Dönemin DSP il başkanı, “Biz hata yaptık.” diyor, kutluyorum. Al valiyi görevden, aldır. Bakanlar, ‘Valilik konağını Kalıcı Konutlar Bölgesi’ne yapalım, Kalıcı ile şehir merkezini yapalım.’ diyor, Vali bey kabul etmiyor. Al görevden. Ama o dönemde bir Avni Akyol, Necmi Hoşver veya Faruk Özlü olsaydı bu memleket daha yaşanılabilir, modern, yaşam standartlarının yüksek olduğu bir şehir haline gelirdi. Caddelerimiz dar, tıkandık kaldık.
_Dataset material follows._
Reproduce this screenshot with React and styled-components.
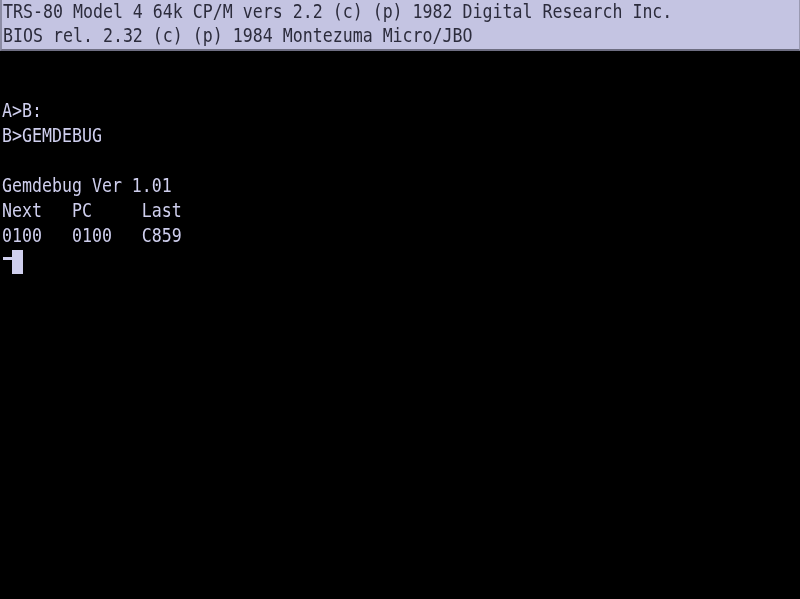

Ne çevre yolumuz yapıldı, ne sosyal tesislerimiz var. Siyasette iktidardan, hükümetten en az isteyen en çok itibar görür. Bizim milletvekilliği noktasında, siyaset noktasında Bolu'dan ayrılmışsın, 3 milletvekili var. Her zaman 3-0, 10-0 yapmış belediyeler. O zaman Başbakan Düzce'ye gelip gidiyor. Düzce'yi de seviyor. İstenseydi çok şeyler olabilirdi. En az isteyen itibar görür mantığıyla beraber Düzce bu hale geldi.
İL OLMANIN MÜKAFATINI YAŞAYAMADIK
Tevafuk mudur, tesadüf müdür bilemeyiz ama 25. yılı kutlanacak bir ilde yaşamıyoruz. İl olma kültürüne, il olma idrakine, il olma doğrusuna daha kavuşamadık. Burada da yönetenler çok önemli. Ben tek şu soruyu soruyorum; Ticaret Sanayi Odası, esnaf odası, kooperatifler, sivil toplum kuruluşları, partilerin il başkanları, belediye başkanları, milletvekilleri parti ayrımı yapmadan Düzce'nin meselesini hep beraber cumhurbaşkanına, dönemin başbakanına veya bakanına, aynı dilde, duyguda, doğruda birlikte sundular mı? Var mı bunun bir örneği? Ben bilmiyorum olan varsa sonuçlarını görelim. Bir çevre yolumuz yapılmadı. Dünyanın aracı şehrin merkezine giriyor kocaman treyler. Birçok ilde spor tesisi var, yüzme havuzları yeni gelmiş de büyük bir hizmet. Gençlik merkezleri yeni kuruluyor. Herkes kentini değil kendini düşündü. Memleketini değil menfaatini düşündü. Sabah trafik sıkıntısı, akşam dediğiniz gibi hava kirliği ve Organize Sanayi Bölgeleri’nde şu çok önemli. Havasıyla, tozuyla memleketimize bu değerlerimizi, yaşama standartlarımızı azaltan fabrikaların hepsi İstanbul'dan Düzce’ye ‘Teşvik var’ diye geldiler. Herkes bunlardan faydalandı ve faydalanıyor. Gelecekler, yine gelecekler. Çünkü İstanbul doldu, İzmit oldu Karasu Limanı başlıyor hizmete. Biz limana da yakınız, karayoluna da yakınız. Coğrafi bölgemiz çok kıymetli. Ama lütfen bundan sonra Düzceliler’in geleceği için tarımsal ve turizm noktada bu istikametten ayrılmasın. Sanayi yeter, benim bu aklımla bu kadar. Aklı çok olanların zaten aklıyla buraya geldik. Bu vatandaşı, bu milletin derdini, vatandaşın serzenişini dinlemeyenlerin, çok bilenlerin, her şeyi iyi bilenlerin, çok iyi akademik makamlarda olanların, yetkililerin aklıyla buraya geldik, hayırlı olsun.